> [Do this] Only the number is needed: how many lines contain the word "React"?

> [Dataset content]
============================================================
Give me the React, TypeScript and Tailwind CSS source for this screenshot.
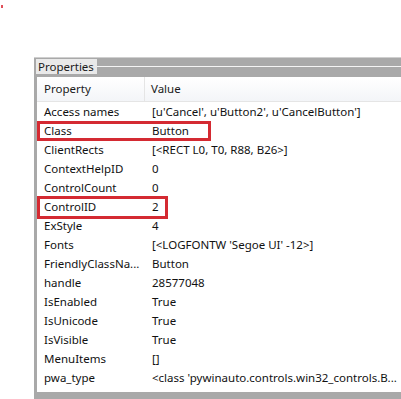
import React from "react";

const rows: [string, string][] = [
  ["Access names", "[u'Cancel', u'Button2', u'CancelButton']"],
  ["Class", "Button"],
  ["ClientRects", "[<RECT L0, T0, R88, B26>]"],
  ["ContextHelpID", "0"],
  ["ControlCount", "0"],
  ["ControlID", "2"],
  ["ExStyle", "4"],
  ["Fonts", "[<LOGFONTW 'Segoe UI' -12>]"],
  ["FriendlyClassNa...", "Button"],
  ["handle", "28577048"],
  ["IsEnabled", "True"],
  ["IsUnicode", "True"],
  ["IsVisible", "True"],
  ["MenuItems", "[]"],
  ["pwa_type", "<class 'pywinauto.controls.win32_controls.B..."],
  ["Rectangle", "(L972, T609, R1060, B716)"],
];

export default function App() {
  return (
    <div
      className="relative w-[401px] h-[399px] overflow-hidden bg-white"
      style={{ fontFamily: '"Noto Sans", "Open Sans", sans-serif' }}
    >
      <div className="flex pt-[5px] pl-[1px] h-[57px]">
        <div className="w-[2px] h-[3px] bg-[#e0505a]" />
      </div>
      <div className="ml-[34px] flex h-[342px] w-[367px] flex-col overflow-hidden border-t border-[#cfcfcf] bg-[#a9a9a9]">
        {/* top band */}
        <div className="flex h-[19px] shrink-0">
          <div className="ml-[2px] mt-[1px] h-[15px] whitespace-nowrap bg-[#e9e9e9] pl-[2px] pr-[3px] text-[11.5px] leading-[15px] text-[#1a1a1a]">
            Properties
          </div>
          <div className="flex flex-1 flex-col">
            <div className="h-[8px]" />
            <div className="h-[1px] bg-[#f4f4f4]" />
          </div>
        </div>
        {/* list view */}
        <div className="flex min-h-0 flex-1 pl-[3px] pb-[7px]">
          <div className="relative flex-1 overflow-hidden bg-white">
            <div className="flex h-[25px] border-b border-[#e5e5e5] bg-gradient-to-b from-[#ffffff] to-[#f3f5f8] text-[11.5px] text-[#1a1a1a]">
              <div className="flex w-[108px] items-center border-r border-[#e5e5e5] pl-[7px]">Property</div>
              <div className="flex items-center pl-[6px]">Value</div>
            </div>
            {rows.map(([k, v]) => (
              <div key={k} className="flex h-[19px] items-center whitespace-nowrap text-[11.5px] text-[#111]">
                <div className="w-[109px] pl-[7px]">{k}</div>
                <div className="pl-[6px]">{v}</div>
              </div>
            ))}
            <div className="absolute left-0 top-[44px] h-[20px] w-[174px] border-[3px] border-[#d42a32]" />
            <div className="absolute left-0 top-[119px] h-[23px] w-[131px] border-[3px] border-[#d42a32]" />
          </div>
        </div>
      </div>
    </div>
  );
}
============================================================
> [The answer] 2